Our healthcare waste management service caters for every type of waste your organisation is likely to produce (clinical waste, pharmaceuticals, sharps, dental waste, controlled drugs). Whether you represent a hospital that requires a daily service or an acupuncturist that needs a couple of visits per year, our service schedules are tailored to meet your precise requirements.
The second edition of Health Technical Memorandum (HTM) 07-01 has just been published. It provides an update to HTM 07-01 first published in 2006. If you or your colleagues are involved with the generation, disposal, segregation or management of healthcare waste then it is important they acknowledge and are aware of these changes. The key areas of change include:
Greater focus on segregation required.
The integration of new sector guides on GPs and dental practices.

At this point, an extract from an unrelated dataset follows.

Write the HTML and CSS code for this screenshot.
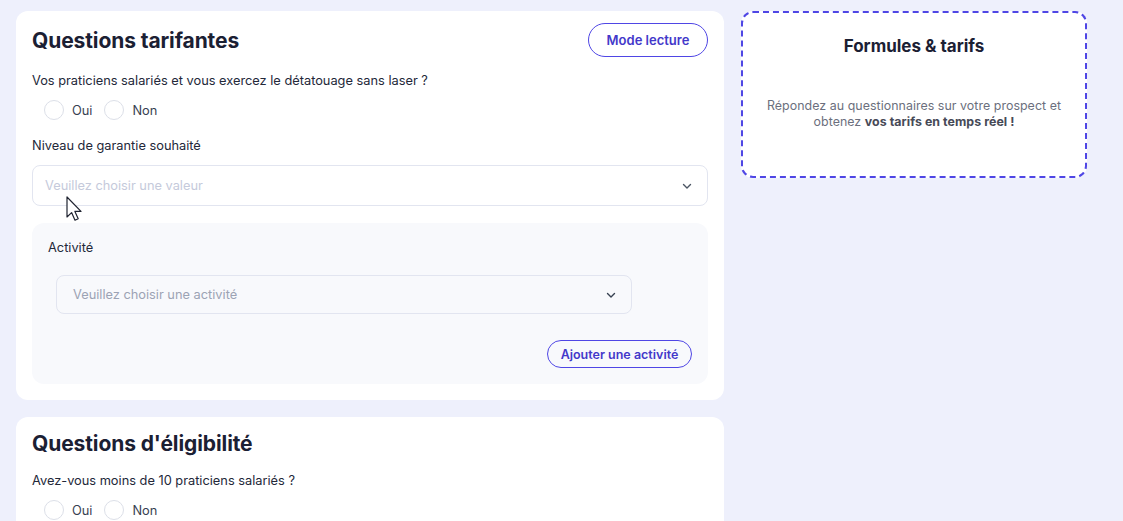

Focus on practical advice and examples for classifying waste.
Confirmation of amended colour coding to assist segregation.
At T.C. Bibby we recognise our duty as your existing waste provider to ensure you are aware of these important changes.Clinical and hazardous waste
Clinical and hazardous waste
The definition of clinical waste is provided by the Controlled Waste Regulations (issued under the Environment Protection Act)
Clinical waste is defined as:
- “… any waste which consists wholly or partly of human or animal tissue, blood or other body fluids, excretions, drugs or other pharmaceutical products, swabs or dressings, syringes, needles or other sharp instruments, being waste which unless rendered safe may prove hazardous to any person coming into contact with it; and
- any other waste arising from medical, nursing, dental, veterinary, pharmaceutical or similar practice, investigation, treatment, care, teaching or research, or the collection of blood for transfusion, being waste which may cause infection to any person coming into contact with it.”
Clinical waste can be divided into three broad groups of materials:
- any heathcare waste which poses a risk of infection (and therefore by definition possesses the hazardous property H9( Infectious);
- certain healthcare wastes which pose a chemical hazard (for example one of H1 to H8, H10 to H15);
- medicines and medicinally-contaminated waste containing a pharmaceutically-active agent.
Clinical waste = hazardous waste however there is just two possible exceptions:
- segregated non-cytotoxic and non-cytostatic medicines (that is, from human (18.01.09) or animal healthcare (18.02.08) and manufacturing, or separate fractions of out-patient-returned medicines (20.01.32);
- clinical waste from municipal sources that are not in any way directly or indirectly associated with healthcare (for example needles and swabs from cosmetic body art or piercing, sharps drug litter and minor first aid or cosmetic procedures that do not involve or require a medical or para-medical practitioner legally recognised to treat patients) and that are similar to household waste. These are classified as non-hazardous solely because the only available EWC (20.01.99) is an absolute non-hazardous entry in the EWC.
Any clinical waste, other than these two exceptions, being moved as a non-hazardous waste would indicate that the waste has been incorrectly classified by the producer, the holder or waste.